Só a dramática conversão de Katharina explica a preocupação central de O mundo como idéia: não haveria motivo para criticar a cultura ocidental dos últimos dois séculos, não haveria por que lutar contra a “Dama Idéia”, nem por que defender a abertura constante ao real, se não houvesse uma possibilidade verdadeira de encontro entre a criatura e o Criador. Neste livro, dois quadros resumem o problema central: o mundo como idéia – representado pelo quadro de Paolo Ucello, – opõe-se ao mundo como rapto – representado pelo olhar de uma jovem no quadro de Vermeer: “a doce viga mestra do fugaz,/ sustém o olhar da moça: o instante veio/ e assustou-a... Uma vespa? Algum rapaz?/ A vida, em todo caso, a vida em tudo!”.

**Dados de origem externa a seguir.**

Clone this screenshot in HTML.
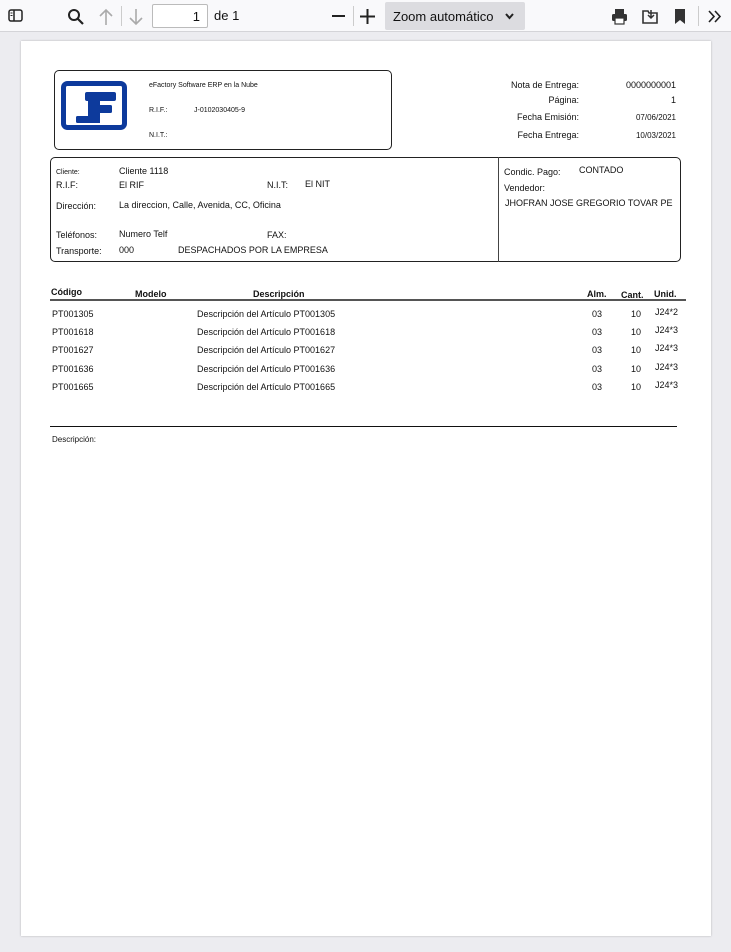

Para Tolentino, o duro combate à Idéia, “uma perfeita construção/ sem as falhas da vida” (p. 403) só vale a pena porque no encontro com o real está a verdadeira liberdade.

Em A imitação do amanhecer, o drama se repete na figura de um amante que, por recusar aceitar a morte do amado, mumifica-o e passa a recordar sua presença. A estranha narração emoldura, na verdade, uma filosofia da História e coloca em confronto duas visões da vida e da morte: uma que “imita o amanhecer” e deseja escapar do sofrimento – como flamingos que voam na direção oposta do ocaso, refletindo o sol em suas asas avermelhadas –; outra que aceita a despedida, como o cervo da Lapônia, que curva sua cabeça majestosa à descida da noite que, naquelas regiões longínquas, durará vários meses.

Não foi por acaso que os principais livros de poesia de Bruno Tolentino trouxeram, ao mesmo tempo, polêmicas e prêmios: são obras de uma pessoa que Deus fez “partir em dois, de vez em quando” e que ousou afirmar, das mais diversas e belas formas, que “tudo dói, menos a graça”.